Sullivan has also enjoyed the challenges he’s faced personally in the playoffs coming up against the likes of Kyle Armour from the Tigers and Corban Wroe from the Senators.
“As a competitor it’s fun to be able to go against those guys. I only played Stirling once in the regular season but against Willo twice and got to go at it against Kyle,” he said.
“I kind of knew that he’d be geared up for the finals in that first series and he and Corban are obviously very different players. But Corban in his own respect is just a really good, heady, smart point guard. To bring out your best you need to be challenged and those guys are really good opponents go up against.”
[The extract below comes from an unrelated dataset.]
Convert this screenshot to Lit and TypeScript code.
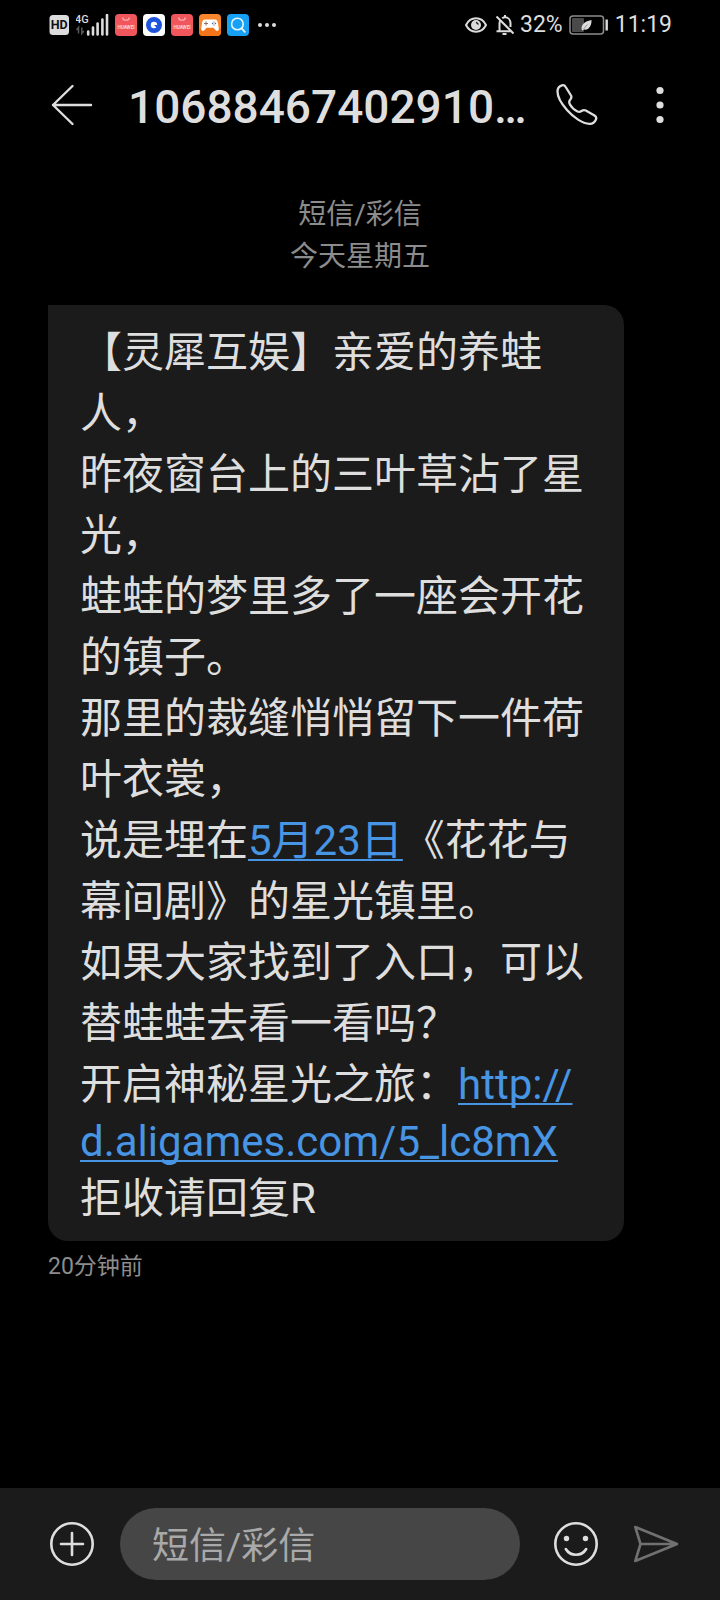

Having started his professional career in Germany and the Czech Republic, Sullivan couldn’t be enjoying his time in Australia any more both in terms of the basketball and the lifestyle.
“It’s a pretty big difference. When you’re out there playing basketball that’s similar, but going to countries with a language barrier with teammates and the people living in your city is difficult. The approach to basketball is different too,” Sullivan said.
“I think here guys play and have a good time, and have fun while being very competitive. But in Europe sometimes if you lose one game the whole management wants to get rid of the whole team so it’s a bit more frantic with that pace of life there. But coming to Australia has been awesome and I’ve loved living and playing here.
“The scenery has certainly lived up to expectations but I didn’t know how nice the people would be here. It seems like everyone is friendly and nice, and willing to go out of their way to help out. I didn’t really have any preconceived thoughts on the Australian people but I’ve been blown away by their kindness.”